- SHORT PROBLEM -
Pull every line containing "this" out of the material below.
%%
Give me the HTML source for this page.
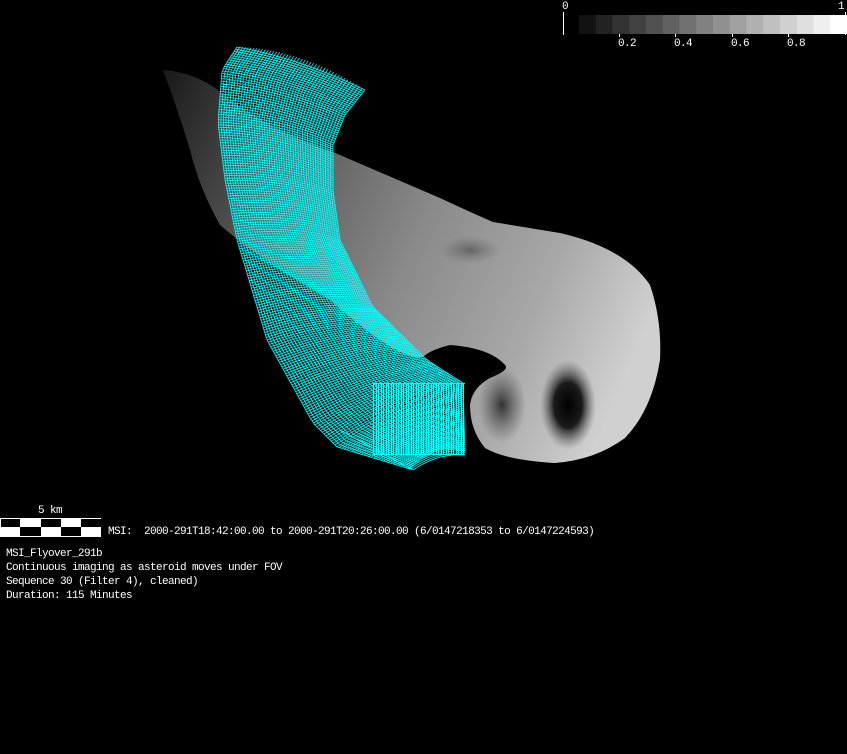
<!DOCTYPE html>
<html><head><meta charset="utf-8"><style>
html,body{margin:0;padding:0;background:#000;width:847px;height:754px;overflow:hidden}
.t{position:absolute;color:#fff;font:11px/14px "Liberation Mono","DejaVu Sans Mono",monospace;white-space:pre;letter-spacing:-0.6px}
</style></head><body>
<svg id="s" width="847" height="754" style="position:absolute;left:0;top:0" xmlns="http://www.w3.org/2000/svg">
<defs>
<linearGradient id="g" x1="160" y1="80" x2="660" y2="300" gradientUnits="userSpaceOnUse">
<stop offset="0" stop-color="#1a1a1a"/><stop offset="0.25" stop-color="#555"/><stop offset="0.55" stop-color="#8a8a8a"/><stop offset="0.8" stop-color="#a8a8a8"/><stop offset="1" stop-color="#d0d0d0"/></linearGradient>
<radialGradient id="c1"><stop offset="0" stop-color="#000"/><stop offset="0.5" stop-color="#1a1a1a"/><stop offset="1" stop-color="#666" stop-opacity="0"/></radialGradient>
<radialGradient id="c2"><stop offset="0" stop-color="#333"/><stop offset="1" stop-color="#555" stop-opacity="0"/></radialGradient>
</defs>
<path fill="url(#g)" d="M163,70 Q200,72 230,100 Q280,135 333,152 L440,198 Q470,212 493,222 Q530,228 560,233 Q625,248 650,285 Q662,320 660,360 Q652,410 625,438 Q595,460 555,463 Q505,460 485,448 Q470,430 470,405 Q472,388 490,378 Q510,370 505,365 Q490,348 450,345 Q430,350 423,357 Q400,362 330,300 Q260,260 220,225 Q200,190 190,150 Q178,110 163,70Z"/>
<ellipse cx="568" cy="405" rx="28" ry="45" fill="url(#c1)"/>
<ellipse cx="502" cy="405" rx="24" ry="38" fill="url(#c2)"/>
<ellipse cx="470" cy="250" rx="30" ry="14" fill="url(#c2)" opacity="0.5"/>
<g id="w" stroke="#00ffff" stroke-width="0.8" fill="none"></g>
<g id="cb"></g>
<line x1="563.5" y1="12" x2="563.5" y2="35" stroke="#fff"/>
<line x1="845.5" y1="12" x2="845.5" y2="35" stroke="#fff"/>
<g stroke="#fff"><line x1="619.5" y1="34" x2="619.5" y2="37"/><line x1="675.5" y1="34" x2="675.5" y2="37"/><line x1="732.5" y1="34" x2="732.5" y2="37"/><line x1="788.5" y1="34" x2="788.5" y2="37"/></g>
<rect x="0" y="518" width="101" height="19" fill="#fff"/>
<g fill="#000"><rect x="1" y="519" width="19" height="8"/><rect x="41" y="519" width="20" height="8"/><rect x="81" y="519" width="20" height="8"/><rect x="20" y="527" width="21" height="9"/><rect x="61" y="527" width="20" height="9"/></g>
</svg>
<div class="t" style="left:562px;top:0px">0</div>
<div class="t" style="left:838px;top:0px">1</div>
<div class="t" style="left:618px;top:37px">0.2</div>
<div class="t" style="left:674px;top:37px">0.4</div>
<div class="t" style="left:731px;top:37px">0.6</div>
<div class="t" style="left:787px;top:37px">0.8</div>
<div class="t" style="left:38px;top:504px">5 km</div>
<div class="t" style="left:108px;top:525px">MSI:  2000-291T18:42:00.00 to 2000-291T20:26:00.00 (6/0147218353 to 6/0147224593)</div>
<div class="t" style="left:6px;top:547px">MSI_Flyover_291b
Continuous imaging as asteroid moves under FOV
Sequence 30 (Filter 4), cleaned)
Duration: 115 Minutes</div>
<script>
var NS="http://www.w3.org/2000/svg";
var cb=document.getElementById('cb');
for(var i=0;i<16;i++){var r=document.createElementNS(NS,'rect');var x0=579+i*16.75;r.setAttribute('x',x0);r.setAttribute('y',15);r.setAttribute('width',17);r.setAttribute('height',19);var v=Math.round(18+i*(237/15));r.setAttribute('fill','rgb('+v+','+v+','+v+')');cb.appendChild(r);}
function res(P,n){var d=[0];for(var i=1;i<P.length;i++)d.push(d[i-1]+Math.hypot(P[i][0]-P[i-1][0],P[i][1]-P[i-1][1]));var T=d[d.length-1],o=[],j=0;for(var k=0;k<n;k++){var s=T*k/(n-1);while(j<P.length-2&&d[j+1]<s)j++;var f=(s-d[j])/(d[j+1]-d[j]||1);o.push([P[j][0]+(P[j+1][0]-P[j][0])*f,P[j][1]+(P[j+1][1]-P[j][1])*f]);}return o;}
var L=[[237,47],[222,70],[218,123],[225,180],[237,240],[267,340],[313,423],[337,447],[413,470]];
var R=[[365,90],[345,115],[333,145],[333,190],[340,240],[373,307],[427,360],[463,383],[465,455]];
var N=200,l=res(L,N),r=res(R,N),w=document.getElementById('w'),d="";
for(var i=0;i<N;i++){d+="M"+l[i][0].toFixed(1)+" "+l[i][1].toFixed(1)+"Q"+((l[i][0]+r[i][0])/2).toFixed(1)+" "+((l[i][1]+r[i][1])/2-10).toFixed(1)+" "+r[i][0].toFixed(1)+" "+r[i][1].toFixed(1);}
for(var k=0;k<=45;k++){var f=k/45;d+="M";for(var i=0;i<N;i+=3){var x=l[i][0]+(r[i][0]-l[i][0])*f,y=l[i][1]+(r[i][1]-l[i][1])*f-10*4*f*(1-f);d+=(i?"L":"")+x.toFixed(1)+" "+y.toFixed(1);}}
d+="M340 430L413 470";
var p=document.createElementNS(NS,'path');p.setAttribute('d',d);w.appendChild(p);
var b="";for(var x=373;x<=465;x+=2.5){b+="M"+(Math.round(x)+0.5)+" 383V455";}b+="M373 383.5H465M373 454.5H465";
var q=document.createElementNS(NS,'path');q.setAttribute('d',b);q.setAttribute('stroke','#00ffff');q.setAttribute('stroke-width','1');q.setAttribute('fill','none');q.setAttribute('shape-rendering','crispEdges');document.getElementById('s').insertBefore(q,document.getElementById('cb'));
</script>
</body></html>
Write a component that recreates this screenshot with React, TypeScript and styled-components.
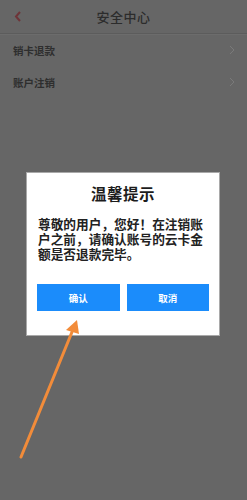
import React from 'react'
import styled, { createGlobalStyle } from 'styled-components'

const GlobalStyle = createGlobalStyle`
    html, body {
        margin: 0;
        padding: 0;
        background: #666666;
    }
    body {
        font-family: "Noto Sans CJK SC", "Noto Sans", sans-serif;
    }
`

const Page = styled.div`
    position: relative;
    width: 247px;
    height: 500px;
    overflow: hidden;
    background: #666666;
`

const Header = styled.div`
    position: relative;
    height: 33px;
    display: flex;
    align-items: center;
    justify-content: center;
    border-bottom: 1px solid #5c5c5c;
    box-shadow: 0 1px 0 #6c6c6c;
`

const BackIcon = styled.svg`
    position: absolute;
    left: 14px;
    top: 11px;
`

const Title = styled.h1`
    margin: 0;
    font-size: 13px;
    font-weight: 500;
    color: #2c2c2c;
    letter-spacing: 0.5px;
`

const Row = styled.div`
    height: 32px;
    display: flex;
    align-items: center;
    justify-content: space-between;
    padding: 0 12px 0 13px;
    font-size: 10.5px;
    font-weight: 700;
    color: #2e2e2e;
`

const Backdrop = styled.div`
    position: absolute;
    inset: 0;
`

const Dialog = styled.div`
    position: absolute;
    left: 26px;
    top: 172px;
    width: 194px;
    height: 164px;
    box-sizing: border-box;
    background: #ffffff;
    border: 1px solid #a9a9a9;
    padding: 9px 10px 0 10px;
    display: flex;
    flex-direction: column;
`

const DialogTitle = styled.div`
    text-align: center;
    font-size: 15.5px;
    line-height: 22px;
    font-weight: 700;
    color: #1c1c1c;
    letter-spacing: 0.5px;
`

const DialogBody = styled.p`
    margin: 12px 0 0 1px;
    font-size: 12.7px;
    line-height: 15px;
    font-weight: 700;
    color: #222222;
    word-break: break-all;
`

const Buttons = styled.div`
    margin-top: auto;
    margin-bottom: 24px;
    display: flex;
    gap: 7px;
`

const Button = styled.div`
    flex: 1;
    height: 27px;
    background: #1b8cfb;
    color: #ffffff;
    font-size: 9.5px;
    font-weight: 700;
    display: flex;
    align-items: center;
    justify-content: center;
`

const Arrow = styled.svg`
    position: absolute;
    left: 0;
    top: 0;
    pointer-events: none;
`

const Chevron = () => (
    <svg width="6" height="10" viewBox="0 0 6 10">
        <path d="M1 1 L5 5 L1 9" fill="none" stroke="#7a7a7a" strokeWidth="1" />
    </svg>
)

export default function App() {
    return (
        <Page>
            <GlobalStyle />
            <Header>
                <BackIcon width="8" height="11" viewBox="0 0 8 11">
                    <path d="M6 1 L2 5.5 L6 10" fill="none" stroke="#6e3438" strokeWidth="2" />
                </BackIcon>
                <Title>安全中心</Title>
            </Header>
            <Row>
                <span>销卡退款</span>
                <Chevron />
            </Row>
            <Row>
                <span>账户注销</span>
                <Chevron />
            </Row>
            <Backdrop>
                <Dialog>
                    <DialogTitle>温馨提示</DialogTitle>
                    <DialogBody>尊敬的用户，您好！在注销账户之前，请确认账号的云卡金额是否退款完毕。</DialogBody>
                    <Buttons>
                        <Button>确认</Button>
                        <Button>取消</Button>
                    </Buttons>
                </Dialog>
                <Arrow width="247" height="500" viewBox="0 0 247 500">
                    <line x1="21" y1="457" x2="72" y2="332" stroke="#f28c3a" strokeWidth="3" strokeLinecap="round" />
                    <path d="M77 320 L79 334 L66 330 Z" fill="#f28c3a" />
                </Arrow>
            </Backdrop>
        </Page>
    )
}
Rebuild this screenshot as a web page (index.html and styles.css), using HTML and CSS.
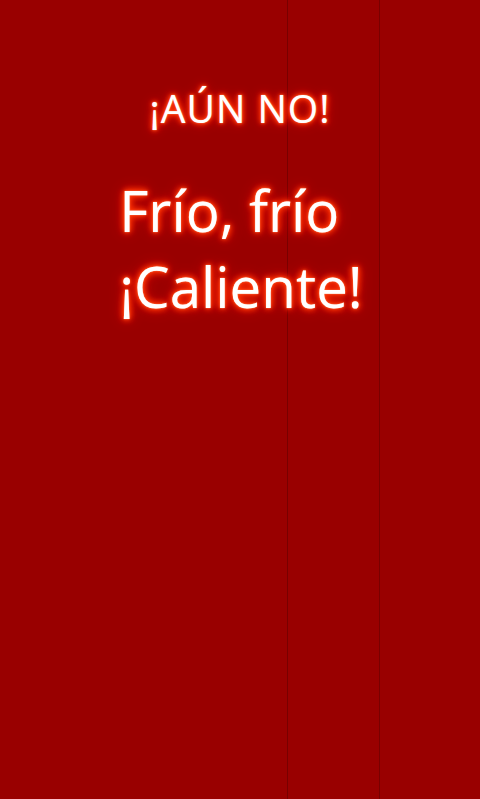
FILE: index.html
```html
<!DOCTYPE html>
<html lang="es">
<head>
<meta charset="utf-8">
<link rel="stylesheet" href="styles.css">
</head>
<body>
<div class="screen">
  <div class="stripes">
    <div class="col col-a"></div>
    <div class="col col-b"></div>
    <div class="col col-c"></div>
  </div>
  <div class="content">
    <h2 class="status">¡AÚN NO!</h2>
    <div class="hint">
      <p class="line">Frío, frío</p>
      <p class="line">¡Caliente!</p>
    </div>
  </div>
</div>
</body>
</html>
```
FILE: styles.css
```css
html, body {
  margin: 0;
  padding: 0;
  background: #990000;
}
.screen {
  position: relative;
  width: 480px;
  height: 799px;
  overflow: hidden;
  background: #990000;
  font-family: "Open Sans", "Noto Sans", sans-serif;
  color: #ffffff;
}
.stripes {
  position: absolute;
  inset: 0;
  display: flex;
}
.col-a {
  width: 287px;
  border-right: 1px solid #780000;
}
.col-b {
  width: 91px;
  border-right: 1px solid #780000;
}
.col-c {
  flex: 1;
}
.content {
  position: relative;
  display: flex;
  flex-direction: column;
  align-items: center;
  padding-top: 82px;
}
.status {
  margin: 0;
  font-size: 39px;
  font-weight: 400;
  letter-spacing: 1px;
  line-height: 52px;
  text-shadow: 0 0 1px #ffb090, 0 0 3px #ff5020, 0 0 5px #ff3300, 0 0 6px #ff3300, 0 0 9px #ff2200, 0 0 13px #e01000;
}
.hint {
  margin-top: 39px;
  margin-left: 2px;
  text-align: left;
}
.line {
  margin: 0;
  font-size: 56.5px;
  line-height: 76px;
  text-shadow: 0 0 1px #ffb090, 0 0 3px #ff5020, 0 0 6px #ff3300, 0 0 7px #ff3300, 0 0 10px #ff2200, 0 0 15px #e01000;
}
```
%%
- RESPONSE TO THE EXERCISE -
Give me the HTML source for this page.
Write a component that recreates this screenshot with React, TypeScript and styled-components.
Rebuild this screenshot as a web page (index.html and styles.css), using HTML and CSS.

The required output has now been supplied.